The whimsical spires of Watts Towers are not the only things under construction in the South Central Los Angeles neighborhood of Watts. Composer Michael Abels is hard at work forging a new relationship between community residents and their own creativity. The tool he is using is the Meet the Composer New Residencies program, which pays to place musicians in cities for three-year stints.
New York-based Meet the Composer is a national music advocacy group that works with local organizations to stimulate understanding and involvement with the creative process. Mr. Abels is sponsored locally by the Watts Towers Art Center, Cornerstone Theater, the University of Southern California (USC) School of Music, and the Housing Authority of Los Angeles.
Face-to-face exposure with a composer is an important part of understanding music, says Heather Hitchens, acting president of Meet the Composer.
"The composer is the spine of American culture," she says, "who can play a significant role in showing how cultural institutions are relevant to a community."
The goal, says Abels, a former South Dakota farm boy, is to stimulate ideas and interaction within the community in addition to working with local arts groups. He will create a musical composition to be performed by the local USC orchestra as well as work with Cornerstone Theater, a resident drama company.
The program is designed to instruct and also inspire. Abels plans to establish a mentoring program through USC, encouraging high school students to pursue music careers.

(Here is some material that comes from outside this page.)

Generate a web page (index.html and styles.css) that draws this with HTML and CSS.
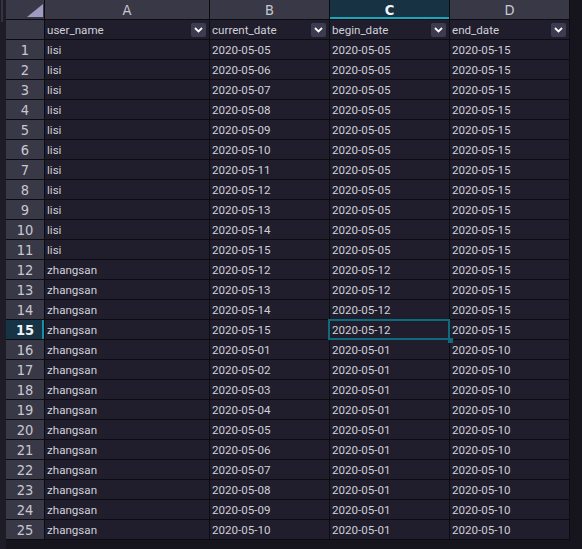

"We come up with ideas that will cause collaboration," he muses in his studio. "We hope that we will be a catalyst for social effect in the community," he reflects.
This sentiment is shared by Mark Greenfield, the Watts Tower Art Center artistic director. "The composer can serve as a role model," he says, adding that whether or not the residents end up playing an instrument, what Michael [Abels] offers would "benefit anyone in the community."
Abels sees the position as an opportunity to fulfill a lifelong dream. "People feel so alienated from their own creativity," he says, pointing to what he calls the dark side of the entertainment industry, in which people are encouraged to be "good consumers, not creators."
"Everybody thinks that if they can't be professional, or as good as the guys who get paid top dollar, they shouldn't do music at all," he points out. The USC music graduate maintains that learning to interact creatively is the foundation of real community.
He adds that, whether or not a professional career is the goal, "the lessons from creative interaction stay with you and help you be a better citizen."